Andrew Edlin, New York

Paulina Peavy works in Andrew Edlins booth. Photography by Etienne Frossard. Courtesy Independent.

Paulina Peavy works in Andrew Edlin’s booth. Photography by Etienne Frossard. Courtesy Independent.

Although a bewitching Terence Koh installation forms the booth’s gravitational center, the true discovery occupies one of the flanking walls. There, adjacent to a selection of small “talisman” works by Melvin Way, visitors can absorb several mixed-media pieces by Paulina Peavy. Born in 1901, Peavy’s unique trajectory took her from studying at the Chouinard School of Fine Art (now CalArts) to painting murals alongside Diego Rivera at the 1939 Golden Gate International Exposition. But each of the works on offer by Edlin arise from a more esoteric vocabulary—one that seems to hybridize the work of a constellation chartist with a shaman.
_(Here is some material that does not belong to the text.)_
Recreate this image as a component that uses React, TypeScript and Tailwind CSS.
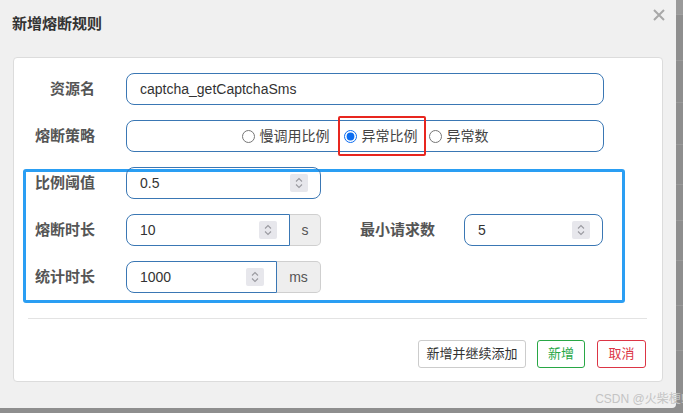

Background on Peavy’s later life helps bring the imagery’s source into focus. According to gallery director Phillip Jones, the artist claimed that her cosmic abstractions were “collaborations” with a UFO known as Lacamo, which she connected with in part by donning decorative masks of her own creation. Even more interesting in our current climate, she also prophesied that mankind would soon transcend gender, sexual reproduction, and arguably all other traditional binaries—an idea she manifested in even the smallest ways, such as signing her works in multiple directions so their owners could hang them in any orientation they chose.

So while the works themselves are timeless, the concepts that defined their maker are almost eerily timely. Jones declined to comment on availability or pricing per gallery policy. If you want to find out more, you’ll have to provide a more powerful lure than possible press coverage.